**Set task:** Retype the records below word for word and omit any image.

**Records supplied:**
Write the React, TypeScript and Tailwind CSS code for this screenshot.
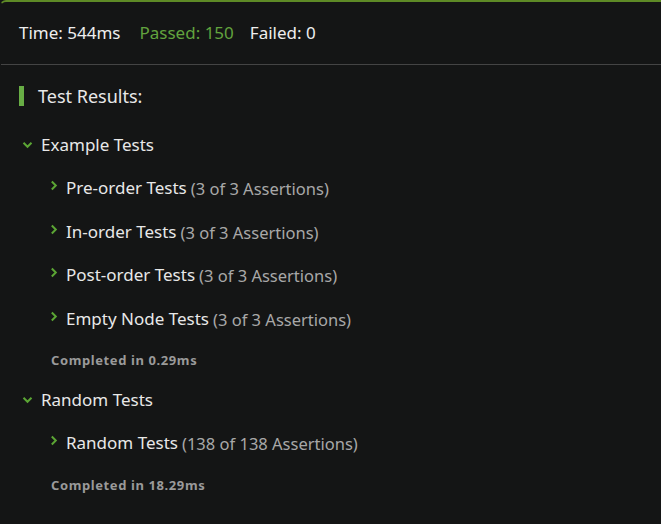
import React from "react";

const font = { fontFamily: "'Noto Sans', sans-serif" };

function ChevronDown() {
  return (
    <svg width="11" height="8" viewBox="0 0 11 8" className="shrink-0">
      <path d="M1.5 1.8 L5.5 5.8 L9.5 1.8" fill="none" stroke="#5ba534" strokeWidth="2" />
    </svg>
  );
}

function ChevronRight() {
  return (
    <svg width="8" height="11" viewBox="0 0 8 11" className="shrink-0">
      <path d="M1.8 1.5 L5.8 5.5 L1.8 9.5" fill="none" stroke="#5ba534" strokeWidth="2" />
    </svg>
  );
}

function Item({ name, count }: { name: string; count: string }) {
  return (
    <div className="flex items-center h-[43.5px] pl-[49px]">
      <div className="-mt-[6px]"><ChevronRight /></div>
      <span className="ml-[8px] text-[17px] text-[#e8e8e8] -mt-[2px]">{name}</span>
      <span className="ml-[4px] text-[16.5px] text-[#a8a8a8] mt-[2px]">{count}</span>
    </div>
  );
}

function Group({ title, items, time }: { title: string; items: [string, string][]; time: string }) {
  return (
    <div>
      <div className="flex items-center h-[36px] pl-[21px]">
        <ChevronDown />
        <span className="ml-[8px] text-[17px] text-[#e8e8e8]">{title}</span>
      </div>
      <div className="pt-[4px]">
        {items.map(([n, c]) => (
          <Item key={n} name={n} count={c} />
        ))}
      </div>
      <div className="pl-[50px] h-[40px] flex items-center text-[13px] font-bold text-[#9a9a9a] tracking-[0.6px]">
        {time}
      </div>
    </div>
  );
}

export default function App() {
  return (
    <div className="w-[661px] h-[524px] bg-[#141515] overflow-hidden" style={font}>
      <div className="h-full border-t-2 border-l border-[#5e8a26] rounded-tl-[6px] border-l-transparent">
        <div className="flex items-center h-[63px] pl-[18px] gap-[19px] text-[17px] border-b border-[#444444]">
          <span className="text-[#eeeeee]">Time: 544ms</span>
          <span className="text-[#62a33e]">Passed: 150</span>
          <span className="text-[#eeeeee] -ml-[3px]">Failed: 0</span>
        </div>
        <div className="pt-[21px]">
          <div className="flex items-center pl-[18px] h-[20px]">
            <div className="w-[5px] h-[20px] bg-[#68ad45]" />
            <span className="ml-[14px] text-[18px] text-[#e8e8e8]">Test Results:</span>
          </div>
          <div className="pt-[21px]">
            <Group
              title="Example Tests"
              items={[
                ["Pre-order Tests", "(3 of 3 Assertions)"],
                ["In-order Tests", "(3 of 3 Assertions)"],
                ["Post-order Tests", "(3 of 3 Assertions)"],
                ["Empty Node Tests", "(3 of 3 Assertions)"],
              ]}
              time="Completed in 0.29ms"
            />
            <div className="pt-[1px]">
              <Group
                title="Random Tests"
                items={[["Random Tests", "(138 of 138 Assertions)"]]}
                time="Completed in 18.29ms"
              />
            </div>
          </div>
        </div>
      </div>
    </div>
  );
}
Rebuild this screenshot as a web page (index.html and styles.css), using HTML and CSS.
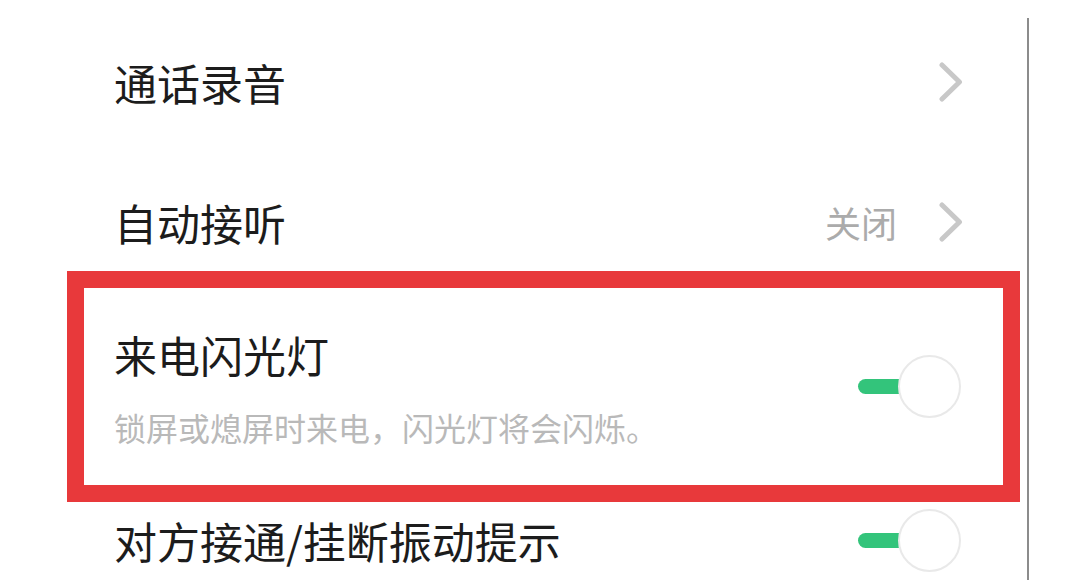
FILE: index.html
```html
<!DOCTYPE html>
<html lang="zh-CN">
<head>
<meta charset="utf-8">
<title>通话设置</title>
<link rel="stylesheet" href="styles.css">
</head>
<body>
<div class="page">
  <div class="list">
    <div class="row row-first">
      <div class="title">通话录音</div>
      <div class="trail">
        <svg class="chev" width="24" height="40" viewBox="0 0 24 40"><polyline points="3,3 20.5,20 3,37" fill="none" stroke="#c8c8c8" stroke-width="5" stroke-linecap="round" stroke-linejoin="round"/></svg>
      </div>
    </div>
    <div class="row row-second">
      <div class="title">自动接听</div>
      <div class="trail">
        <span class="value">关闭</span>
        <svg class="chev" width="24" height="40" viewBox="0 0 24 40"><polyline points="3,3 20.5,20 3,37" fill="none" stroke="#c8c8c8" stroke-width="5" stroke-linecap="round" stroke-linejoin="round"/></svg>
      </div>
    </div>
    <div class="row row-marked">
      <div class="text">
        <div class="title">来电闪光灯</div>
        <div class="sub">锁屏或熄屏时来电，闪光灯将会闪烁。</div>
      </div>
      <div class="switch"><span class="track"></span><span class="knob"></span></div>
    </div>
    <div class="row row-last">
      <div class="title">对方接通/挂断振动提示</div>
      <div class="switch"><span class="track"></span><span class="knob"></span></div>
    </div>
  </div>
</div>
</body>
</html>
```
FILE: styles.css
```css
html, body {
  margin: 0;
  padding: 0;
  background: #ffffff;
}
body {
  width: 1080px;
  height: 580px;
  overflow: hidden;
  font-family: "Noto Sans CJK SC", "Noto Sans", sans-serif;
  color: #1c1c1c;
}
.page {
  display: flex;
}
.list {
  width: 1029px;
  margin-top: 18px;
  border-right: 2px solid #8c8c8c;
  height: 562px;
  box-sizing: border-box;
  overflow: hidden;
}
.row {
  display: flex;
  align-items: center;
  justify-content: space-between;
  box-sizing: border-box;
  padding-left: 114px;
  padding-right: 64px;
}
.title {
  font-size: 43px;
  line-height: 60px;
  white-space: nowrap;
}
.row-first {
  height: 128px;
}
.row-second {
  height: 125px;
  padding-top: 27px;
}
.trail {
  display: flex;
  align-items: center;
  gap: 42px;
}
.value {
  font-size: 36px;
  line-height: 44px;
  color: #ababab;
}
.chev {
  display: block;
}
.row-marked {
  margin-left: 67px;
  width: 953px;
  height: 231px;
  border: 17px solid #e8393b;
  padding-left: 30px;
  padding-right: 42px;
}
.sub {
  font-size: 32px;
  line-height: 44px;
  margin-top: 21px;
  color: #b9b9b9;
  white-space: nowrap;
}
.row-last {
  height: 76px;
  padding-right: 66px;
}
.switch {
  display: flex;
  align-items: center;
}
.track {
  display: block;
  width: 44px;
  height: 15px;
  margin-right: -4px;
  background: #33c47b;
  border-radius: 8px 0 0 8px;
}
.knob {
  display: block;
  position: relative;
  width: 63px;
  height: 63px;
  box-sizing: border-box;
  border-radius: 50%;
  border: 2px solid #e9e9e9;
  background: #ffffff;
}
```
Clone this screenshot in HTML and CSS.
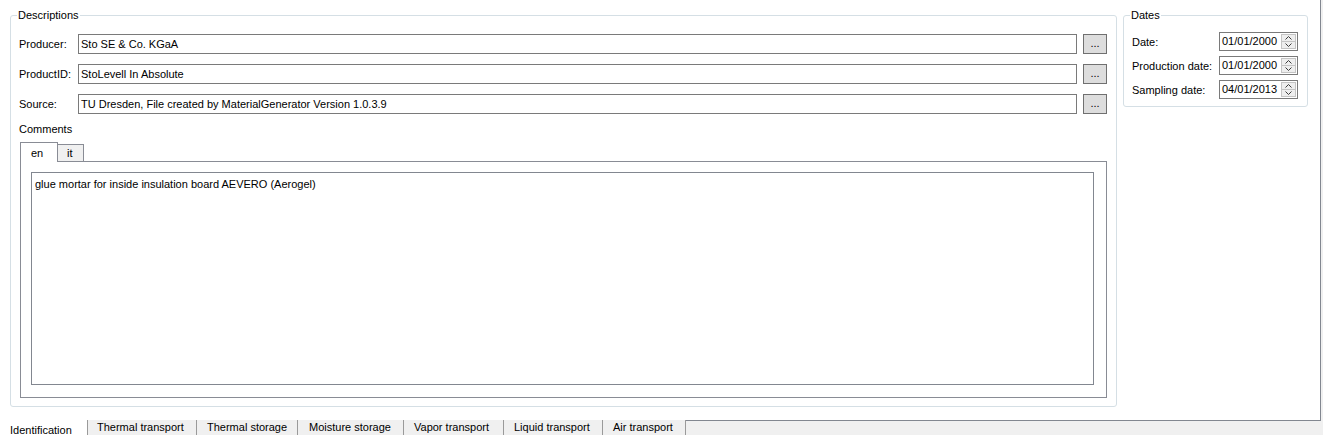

**Completed task:**
Write the React, TypeScript and Tailwind CSS code for this screenshot.
import React from "react";

const font = { fontFamily: "'Noto Sans', sans-serif" };

function ChevronDown() {
  return (
    <svg width="11" height="8" viewBox="0 0 11 8" className="shrink-0">
      <path d="M1.5 1.8 L5.5 5.8 L9.5 1.8" fill="none" stroke="#5ba534" strokeWidth="2" />
    </svg>
  );
}

function ChevronRight() {
  return (
    <svg width="8" height="11" viewBox="0 0 8 11" className="shrink-0">
      <path d="M1.8 1.5 L5.8 5.5 L1.8 9.5" fill="none" stroke="#5ba534" strokeWidth="2" />
    </svg>
  );
}

function Item({ name, count }: { name: string; count: string }) {
  return (
    <div className="flex items-center h-[43.5px] pl-[49px]">
      <div className="-mt-[6px]"><ChevronRight /></div>
      <span className="ml-[8px] text-[17px] text-[#e8e8e8] -mt-[2px]">{name}</span>
      <span className="ml-[4px] text-[16.5px] text-[#a8a8a8] mt-[2px]">{count}</span>
    </div>
  );
}

function Group({ title, items, time }: { title: string; items: [string, string][]; time: string }) {
  return (
    <div>
      <div className="flex items-center h-[36px] pl-[21px]">
        <ChevronDown />
        <span className="ml-[8px] text-[17px] text-[#e8e8e8]">{title}</span>
      </div>
      <div className="pt-[4px]">
        {items.map(([n, c]) => (
          <Item key={n} name={n} count={c} />
        ))}
      </div>
      <div className="pl-[50px] h-[40px] flex items-center text-[13px] font-bold text-[#9a9a9a] tracking-[0.6px]">
        {time}
      </div>
    </div>
  );
}

export default function App() {
  return (
    <div className="w-[661px] h-[524px] bg-[#141515] overflow-hidden" style={font}>
      <div className="h-full border-t-2 border-l border-[#5e8a26] rounded-tl-[6px] border-l-transparent">
        <div className="flex items-center h-[63px] pl-[18px] gap-[19px] text-[17px] border-b border-[#444444]">
          <span className="text-[#eeeeee]">Time: 544ms</span>
          <span className="text-[#62a33e]">Passed: 150</span>
          <span className="text-[#eeeeee] -ml-[3px]">Failed: 0</span>
        </div>
        <div className="pt-[21px]">
          <div className="flex items-center pl-[18px] h-[20px]">
            <div className="w-[5px] h-[20px] bg-[#68ad45]" />
            <span className="ml-[14px] text-[18px] text-[#e8e8e8]">Test Results:</span>
          </div>
          <div className="pt-[21px]">
            <Group
              title="Example Tests"
              items={[
                ["Pre-order Tests", "(3 of 3 Assertions)"],
                ["In-order Tests", "(3 of 3 Assertions)"],
                ["Post-order Tests", "(3 of 3 Assertions)"],
                ["Empty Node Tests", "(3 of 3 Assertions)"],
              ]}
              time="Completed in 0.29ms"
            />
            <div className="pt-[1px]">
              <Group
                title="Random Tests"
                items={[["Random Tests", "(138 of 138 Assertions)"]]}
                time="Completed in 18.29ms"
              />
            </div>
          </div>
        </div>
      </div>
    </div>
  );
}
Rebuild this screenshot as a web page (index.html and styles.css), using HTML and CSS.
FILE: index.html
```html
<!DOCTYPE html>
<html lang="zh-CN">
<head>
<meta charset="utf-8">
<title>通话设置</title>
<link rel="stylesheet" href="styles.css">
</head>
<body>
<div class="page">
  <div class="list">
    <div class="row row-first">
      <div class="title">通话录音</div>
      <div class="trail">
        <svg class="chev" width="24" height="40" viewBox="0 0 24 40"><polyline points="3,3 20.5,20 3,37" fill="none" stroke="#c8c8c8" stroke-width="5" stroke-linecap="round" stroke-linejoin="round"/></svg>
      </div>
    </div>
    <div class="row row-second">
      <div class="title">自动接听</div>
      <div class="trail">
        <span class="value">关闭</span>
        <svg class="chev" width="24" height="40" viewBox="0 0 24 40"><polyline points="3,3 20.5,20 3,37" fill="none" stroke="#c8c8c8" stroke-width="5" stroke-linecap="round" stroke-linejoin="round"/></svg>
      </div>
    </div>
    <div class="row row-marked">
      <div class="text">
        <div class="title">来电闪光灯</div>
        <div class="sub">锁屏或熄屏时来电，闪光灯将会闪烁。</div>
      </div>
      <div class="switch"><span class="track"></span><span class="knob"></span></div>
    </div>
    <div class="row row-last">
      <div class="title">对方接通/挂断振动提示</div>
      <div class="switch"><span class="track"></span><span class="knob"></span></div>
    </div>
  </div>
</div>
</body>
</html>
```
FILE: styles.css
```css
html, body {
  margin: 0;
  padding: 0;
  background: #ffffff;
}
body {
  width: 1080px;
  height: 580px;
  overflow: hidden;
  font-family: "Noto Sans CJK SC", "Noto Sans", sans-serif;
  color: #1c1c1c;
}
.page {
  display: flex;
}
.list {
  width: 1029px;
  margin-top: 18px;
  border-right: 2px solid #8c8c8c;
  height: 562px;
  box-sizing: border-box;
  overflow: hidden;
}
.row {
  display: flex;
  align-items: center;
  justify-content: space-between;
  box-sizing: border-box;
  padding-left: 114px;
  padding-right: 64px;
}
.title {
  font-size: 43px;
  line-height: 60px;
  white-space: nowrap;
}
.row-first {
  height: 128px;
}
.row-second {
  height: 125px;
  padding-top: 27px;
}
.trail {
  display: flex;
  align-items: center;
  gap: 42px;
}
.value {
  font-size: 36px;
  line-height: 44px;
  color: #ababab;
}
.chev {
  display: block;
}
.row-marked {
  margin-left: 67px;
  width: 953px;
  height: 231px;
  border: 17px solid #e8393b;
  padding-left: 30px;
  padding-right: 42px;
}
.sub {
  font-size: 32px;
  line-height: 44px;
  margin-top: 21px;
  color: #b9b9b9;
  white-space: nowrap;
}
.row-last {
  height: 76px;
  padding-right: 66px;
}
.switch {
  display: flex;
  align-items: center;
}
.track {
  display: block;
  width: 44px;
  height: 15px;
  margin-right: -4px;
  background: #33c47b;
  border-radius: 8px 0 0 8px;
}
.knob {
  display: block;
  position: relative;
  width: 63px;
  height: 63px;
  box-sizing: border-box;
  border-radius: 50%;
  border: 2px solid #e9e9e9;
  background: #ffffff;
}
```
Clone this screenshot in HTML and CSS.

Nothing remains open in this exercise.